There is also a story line exploring the dating history of two same-sex couples (one female, one male) who meet online. This throughline was interesting because it showed how we can think we know what we want in a partner yet be completely wrong about what we need. It's also interesting that the two couples end up having different views about whether they want to get married at all, showing a diversity of opinions, which helps to balance the show. In the story lines of the two couples, I enjoyed the acting by the company, particularly A.K. Conrad's ditzy, pop-culture-obsessed, flirtatious boy and Sara Moore's Midwestern, sort-of dorky, totally sincere character.

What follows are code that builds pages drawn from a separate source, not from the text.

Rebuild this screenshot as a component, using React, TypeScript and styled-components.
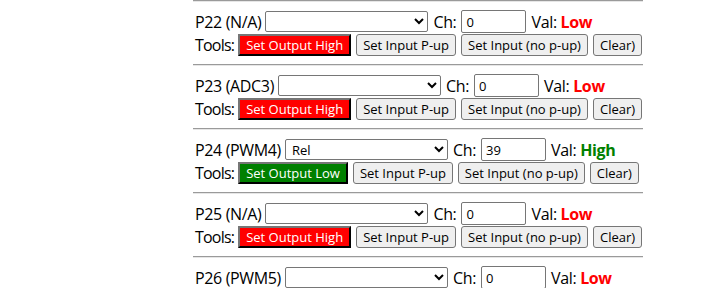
import React from "react";
import styled, { createGlobalStyle } from "styled-components";

const GlobalStyle = createGlobalStyle`
  html, body {
    margin: 0;
    padding: 0;
    background: #fff;
    color: #000;
    font-family: "Open Sans", "Noto Sans", sans-serif;
    font-size: 16px;
  }
`;

interface Pin {
  name: string;
  func: string;
  mode: string;
  ch: string;
  high: boolean;
}

const pins: Pin[] = [
  { name: "P22", func: "N/A", mode: "", ch: "0", high: false },
  { name: "P23", func: "ADC3", mode: "", ch: "0", high: false },
  { name: "P24", func: "PWM4", mode: "Rel", ch: "39", high: true },
  { name: "P25", func: "N/A", mode: "", ch: "0", high: false },
  { name: "P26", func: "PWM5", mode: "", ch: "0", high: false },
];

const Page = styled.div`
  width: 450px;
  margin-left: 193px;
`;

const Divider = styled.hr`
  margin: 0 0 8px;
  height: 0;
  border: 0;
  border-top: 1px solid #9a9a9a;
  border-bottom: 1px solid #e6e6e6;
`;

const PinBlock = styled.div`
  margin-bottom: 8px;
`;

const Line = styled.div`
  display: flex;
  align-items: center;
  height: 23px;
  padding-left: 2px;
  white-space: nowrap;
  gap: 4px;
`;

const Label = styled.span`
  font-size: 16px;
  letter-spacing: -0.35px;
`;

const ToolsLabel = styled(Label)`
  letter-spacing: -0.8px;
`;

const ModeSelect = styled.select`
  width: 163px;
  height: 21px;
  margin: 0 1px 0 0;
  padding: 0 2px;
  border: 1px solid #767676;
  border-radius: 2px;
  background: #fff;
  font-family: "Open Sans", sans-serif;
  font-size: 13px;
  color: #000;
`;

const ChInput = styled.input`
  box-sizing: border-box;
  width: 65px;
  height: 23px;
  margin: 0 1px;
  padding: 0 4px;
  border: 1px solid #767676;
  border-radius: 2px;
  font-family: "Open Sans", sans-serif;
  font-size: 13px;
  color: #000;
`;

const Value = styled.b<{ $high: boolean }>`
  color: ${(p) => (p.$high ? "#008000" : "#f00")};
  font-weight: 700;
`;

const ToolButton = styled.button<{ $tone?: "red" | "green" }>`
  box-sizing: border-box;
  height: 22px;
  padding: 0 6px;
  margin: 0 1px 0 0;
  font-family: "Open Sans", sans-serif;
  font-size: 13px;
  white-space: nowrap;
  cursor: pointer;
  border-radius: ${(p) => (p.$tone ? "0" : "3px")};
  border: ${(p) => (p.$tone ? "2px outset #222" : "1px solid #767676")};
  background: ${(p) =>
    p.$tone === "red" ? "#f00" : p.$tone === "green" ? "#008000" : "#efefef"};
  color: ${(p) => (p.$tone ? "#fff" : "#000")};
`;

const PinRow = ({ pin }: { pin: Pin }) => (
  <PinBlock>
    <Line>
      <Label>
        {pin.name} ({pin.func})
      </Label>
      <ModeSelect defaultValue={pin.mode}>
        <option value=""></option>
        <option value="Rel">Rel</option>
      </ModeSelect>
      <Label>Ch:</Label>
      <ChInput defaultValue={pin.ch} />
      <Label>
        Val: <Value $high={pin.high}>{pin.high ? "High" : "Low"}</Value>
      </Label>
    </Line>
    <Line>
      <ToolsLabel>Tools:</ToolsLabel>
      {pin.high ? (
        <ToolButton $tone="green">Set Output Low</ToolButton>
      ) : (
        <ToolButton $tone="red">Set Output High</ToolButton>
      )}
      <ToolButton>Set Input P-up</ToolButton>
      <ToolButton>Set Input (no p-up)</ToolButton>
      <ToolButton>Clear)</ToolButton>
    </Line>
  </PinBlock>
);

export default function App() {
  return (
    <>
      <GlobalStyle />
      <Page>
        {pins.map((pin) => (
          <React.Fragment key={pin.name}>
            <Divider />
            <PinRow pin={pin} />
          </React.Fragment>
        ))}
      </Page>
    </>
  );
}
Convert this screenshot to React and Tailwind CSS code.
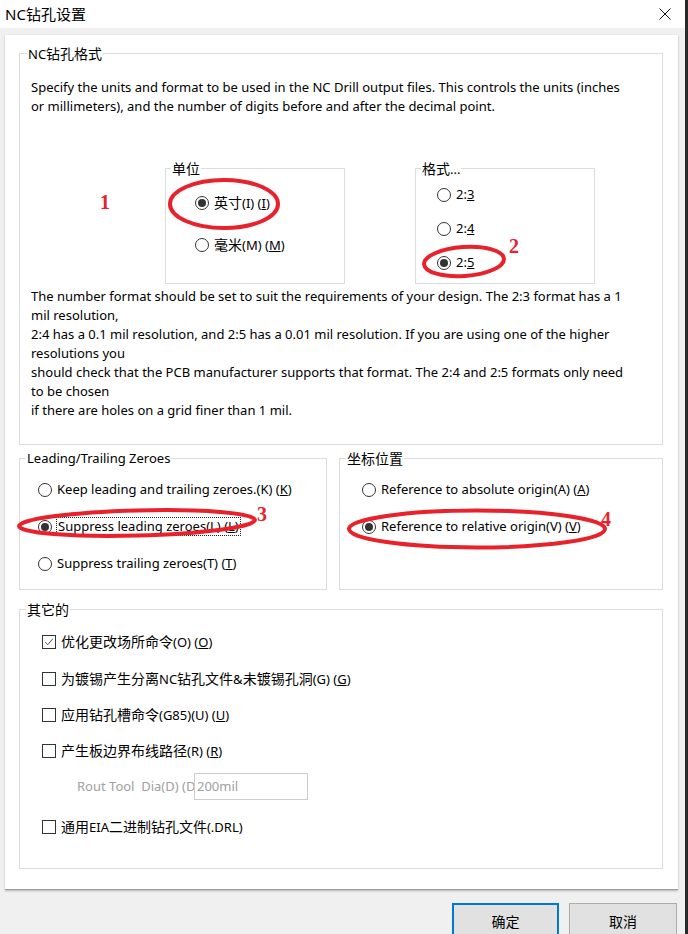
import React from "react";

const RED = "#e8212b";

function Z({ children }) {
  return <span className="text-[14px]">{children}</span>;
}

function Radio({ checked, children, className = "" }) {
  return (
    <div className={"flex items-center h-[19px] leading-[19px] " + className}>
      <span className="w-[14px] h-[14px] rounded-full border border-[#333] bg-white flex items-center justify-center shrink-0">
        {checked && <span className="w-[8px] h-[8px] rounded-full bg-[#333]" />}
      </span>
      <span className="ml-[5px] whitespace-nowrap">{children}</span>
    </div>
  );
}

function Check({ checked, children, className = "" }) {
  return (
    <div className={"flex items-center h-[19px] leading-[19px] " + className}>
      <span className="w-[14px] h-[14px] border border-[#333] bg-white flex items-center justify-center shrink-0">
        {checked && (
          <svg viewBox="0 0 14 14" className="w-[14px] h-[14px]">
            <path d="M2.5 7.2 L5.5 10.2 L11.5 3.2" fill="none" stroke="#333" strokeWidth="1" />
          </svg>
        )}
      </span>
      <span className="ml-[5px] whitespace-nowrap">{children}</span>
    </div>
  );
}

function Group({ title, className = "", legendLeft = "left-[6px]", children }) {
  return (
    <div className={"relative border border-[#dcdcdc] " + className}>
      <span className={"absolute top-[-10px] bg-white px-[1px] leading-[19px] whitespace-nowrap " + legendLeft}>
        {title}
      </span>
      {children}
    </div>
  );
}

export default function App() {
  return (
    <div className="relative w-[688px] h-[934px] overflow-hidden bg-[#f0f0f0] flex text-[13px] text-black font-['Noto_Sans','Noto_Sans_CJK_SC',sans-serif]">
      <div className="w-[685px] flex flex-col">
        {/* Title bar */}
        <div className="h-[28px] bg-white flex items-center justify-between pl-[5px] pr-[14px] shrink-0">
          <span className="text-[15px] leading-[20px]">NC钻孔设置</span>
          <svg width="12" height="12" viewBox="0 0 12 12">
            <path d="M0.5 0.5 L11.5 11.5 M11.5 0.5 L0.5 11.5" stroke="#111" strokeWidth="1" />
          </svg>
        </div>

        {/* Panel */}
        <div className="mt-[7px] ml-[5px] w-[673px] h-[855px] bg-white border-b border-[#9a9a9a] shadow-[0_1px_2px_rgba(0,0,0,0.25)] shrink-0 pt-[18px] pl-[14px]">
          {/* NC钻孔格式 */}
          <Group title={<>NC<Z>钻孔格式</Z></>} legendLeft="left-[7px]" className="w-[644px] h-[392px]">
            <div className="pt-[24px] pl-[11px] leading-[19px] whitespace-nowrap">
              Specify the units and format to be used in the NC Drill output files. This controls the units (inches
              <br />
              or millimeters), and the number of digits before and after the decimal point.
            </div>
            <div className="flex mt-[52px] ml-[145px] gap-[70px]">
              <Group title={<Z>单位</Z>} legendLeft="left-[5px]" className="w-[180px] h-[116px]">
                <div className="flex flex-col pt-[24px] pl-[29px] gap-[23px]">
                  <Radio checked>
                    <Z>英寸</Z>(I) (<u>I</u>)
                  </Radio>
                  <Radio>
                    <Z>毫米</Z>(M) (<u>M</u>)
                  </Radio>
                </div>
              </Group>
              <Group title={<><Z>格式</Z>...</>} legendLeft="left-[5px]" className="w-[180px] h-[116px]">
                <div className="flex flex-col pt-[16px] pl-[21px] gap-[15px]">
                  <Radio>
                    2:<u>3</u>
                  </Radio>
                  <Radio>
                    2:<u>4</u>
                  </Radio>
                  <Radio checked>
                    2:<u>5</u>
                  </Radio>
                </div>
              </Group>
            </div>
            <div className="mt-[3px] pl-[11px] leading-[19px] whitespace-nowrap">
              The number format should be set to suit the requirements of your design. The 2:3 format has a 1
              <br />
              mil resolution,
              <br />
              2:4 has a 0.1 mil resolution, and 2:5 has a 0.01 mil resolution. If you are using one of the higher
              <br />
              resolutions you
              <br />
              should check that the PCB manufacturer supports that format. The 2:4 and 2:5 formats only need
              <br />
              to be chosen
              <br />
              if there are holes on a grid finer than 1 mil.
            </div>
          </Group>

          {/* Row 2 */}
          <div className="flex gap-[12px] mt-[13px]">
            <Group title="Leading/Trailing Zeroes" className="w-[308px] h-[132px]">
              <div className="flex flex-col pt-[21px] pl-[18px] gap-[18px]">
                <Radio>
                  Keep leading and trailing zeroes.(K) (<u>K</u>)
                </Radio>
                <div className="flex items-center h-[19px]">
                  <span className="w-[14px] h-[14px] rounded-full border border-[#333] bg-white flex items-center justify-center shrink-0">
                    <span className="w-[8px] h-[8px] rounded-full bg-[#333]" />
                  </span>
                  <span className="ml-[4px] whitespace-nowrap border border-dotted border-[#222] px-[1px] leading-[17px]">
                    Suppress leading zeroes(L) (<u>L</u>)
                  </span>
                </div>
                <Radio>
                  Suppress trailing zeroes(T) (<u>T</u>)
                </Radio>
              </div>
            </Group>
            <Group title={<Z>坐标位置</Z>} className="w-[324px] h-[132px]">
              <div className="flex flex-col pt-[21px] pl-[22px] gap-[18px]">
                <Radio>
                  Reference to absolute origin(A) (<u>A</u>)
                </Radio>
                <Radio checked>
                  Reference to relative origin(V) (<u>V</u>)
                </Radio>
              </div>
            </Group>
          </div>

          {/* 其它的 */}
          <Group title={<Z>其它的</Z>} className="w-[644px] h-[260px] mt-[19px]">
            <div className="flex flex-col pt-[22px] pl-[22px]">
              <Check checked>
                <Z>优化更改场所命令</Z>(O) (<u>O</u>)
              </Check>
              <Check className="mt-[18px]">
                <Z>为镀锡产生分离</Z>NC<Z>钻孔文件</Z>&amp;<Z>未镀锡孔洞</Z>(G) (<u>G</u>)
              </Check>
              <Check className="mt-[17px]">
                <Z>应用钻孔槽命令</Z>(G85)(U) (<u>U</u>)
              </Check>
              <Check className="mt-[17px]">
                <Z>产生板边界布线路径</Z>(R) (<u>R</u>)
              </Check>
              <div className="flex items-center mt-[13px] ml-[35px]">
                <span className="w-[117px] overflow-hidden whitespace-nowrap text-[#a0a0a0]">
                  Rout Tool&nbsp; Dia(D) (D)
                </span>
                <div className="w-[114px] h-[27px] border border-[#cccccc] flex items-center pl-[2px] text-[#a0a0a0]">
                  200mil
                </div>
              </div>
              <Check className="mt-[17px]">
                <Z>通用</Z>EIA<Z>二进制钻孔文件</Z>(.DRL)
              </Check>
            </div>
          </Group>
        </div>

        {/* Buttons */}
        <div className="flex mt-[13px] ml-[452px] gap-[10px]">
          <div className="w-[107px] h-[36px] bg-[#e1e1e1] border-2 border-[#0078d7] flex items-center justify-center text-[14px]">
            确定
          </div>
          <div className="w-[108px] h-[36px] bg-[#e1e1e1] border border-[#adadad] flex items-center justify-center text-[14px]">
            取消
          </div>
        </div>
      </div>
      <div className="w-[3px] bg-[#2a2a2a]" />

      {/* Annotations */}
      <svg className="absolute inset-0 pointer-events-none" width="688" height="934">
        <g fill="none" stroke={RED} strokeWidth="4">
          <ellipse cx="224" cy="204" rx="54" ry="24" />
          <ellipse cx="464" cy="261.5" rx="40" ry="14.5" transform="rotate(-4 464 261.5)" />
          <ellipse cx="137" cy="523" rx="118" ry="12.5" transform="rotate(-1.5 137 523)" />
          <ellipse cx="477" cy="529" rx="128" ry="18.5" />
        </g>
      </svg>
      <span className="absolute left-[100px] top-[190px] text-[20px] leading-[24px] font-bold font-['Liberation_Serif',serif] text-[#e8212b]">1</span>
      <span className="absolute left-[509px] top-[234px] text-[20px] leading-[24px] font-bold font-['Liberation_Serif',serif] text-[#e8212b]">2</span>
      <span className="absolute left-[257px] top-[502px] text-[20px] leading-[24px] font-bold font-['Liberation_Serif',serif] text-[#e8212b]">3</span>
      <span className="absolute left-[601px] top-[507px] text-[20px] leading-[24px] font-bold font-['Liberation_Serif',serif] text-[#e8212b]">4</span>
    </div>
  );
}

There is also a satirical bit about Gavin Newsom (played with appropriate broadness by Conrad), who legalized gay marriage in San Francisco in 2004. The sequences about Newsom make fun of him in a way that is true to sketch comedy, and explore the actual history of what happened. I enjoyed these sequences because they gave information about the politics of the issue and how sometimes controversial issues can galvanize not only those who want change but also those against the issue.

Worked into the live sequences is video, some of which is explicit. One video, credited to David Mahr, is a montage of same-sex weddings, while Mahr's song, "Stop the Gays," plays. The video has a documentary feeling, and the song, which is not completely pro-same-sex marriage, coupled with the video, again, gives the show diversity of opinion.